A veces la lista, como en el caso de Tweedy, la firma alguien con acreditado talento para entregar canciones enormes. Jaime Urrutia, el compositor y cantante de Gabinete Caligari, publicó hace justo diez años Canciones para enmarcar, y entre ellas figuraban, como no podía ser de otro modo, grandes clásicos del rock y el country pero también temas de colegas de generación (Loquillo, Radio Futura, Parálisis Permanente, Los Rodríguez), grabaciones italianas (Celentano) y francesas (Gainsbourg), copla y canción ligera.
Nos gusta elegir canciones entre miles y miles de opciones. Cada una de su padre y de su madre pero bien juntas. Se hacía en tiempos de casetes y se hace en tiempos de Spotify. ¿Por qué? Por el efecto indudable que tienen en nuestro ánimo. Fernando Navarro se refiere a ellas como “lucecitas que acaban por iluminar las distintas estancias de nuestra existencia.
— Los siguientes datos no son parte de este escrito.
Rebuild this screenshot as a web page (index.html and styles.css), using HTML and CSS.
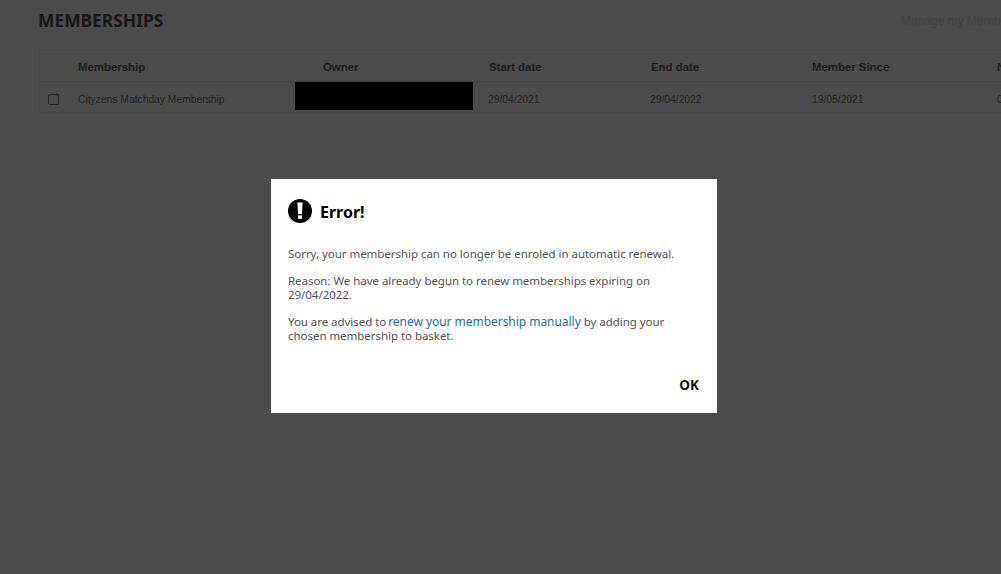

Son como un truco, algo que sucede fuera de nuestro alcance e incluso razonamiento. Boom. En plena oscuridad, se enciende una bombilla”. Estas líneas de Navarro son del prólogo al libro Canciones de buen rollo de Isabel Jiménez Moya y Carolina Prada Seijas. Pues eso: canciones que ayudan a vivir. Aunque están distribuidas para poner banda sonora a diferentes situaciones vitales, lo suyo es abrirlo al azar, escuchar el tema elegido y leer. O al revés.
Hablando de vivir, en este libro hay muchas canciones en las que uno efectivamente se quedaría a vivir tan ricamente. Suele pasar con determinadas composiciones. Uno se las imagina como canciones con vistas al mar. O a la montaña. Pasa eso porque si la pillas por casualidad en un taxi o en la radio de una tienda, mientras las oyes, pagarías para que no se acabaran nunca. La sensación es impagable.
Lo clava Jeff Tweedy cuando habla de (Sittin’ on) The Dock of the Bay de Otis Redding: «Música que se entiende en sí misma completamente. No muestra ninguna necesidad o deseo de impresionar más allá de sus propias conclusiones expresadas de manera impecable al decirte claramente: aquí llegan las olas. Escucha. Este es el lugar donde pasaremos los próximos dos minutos y cuarenta y siete segundos. ¿Puedes dejar de darle al tarro aunque sea un momento? Es como escuchar una canción que se escribe sola. Da la impresión de que la música hace aparecer como por arte de magia las palabras que se cantan. Para mí, este es el tipo de canción más mágico que existe. Incluso cuando se escucha a través del altavoz barato de la radio de un coche, esta canción tiene la capacidad de envolver al oyente en su propio mundo. Crea una realidad y hace que te acompañe suavemente». Amén.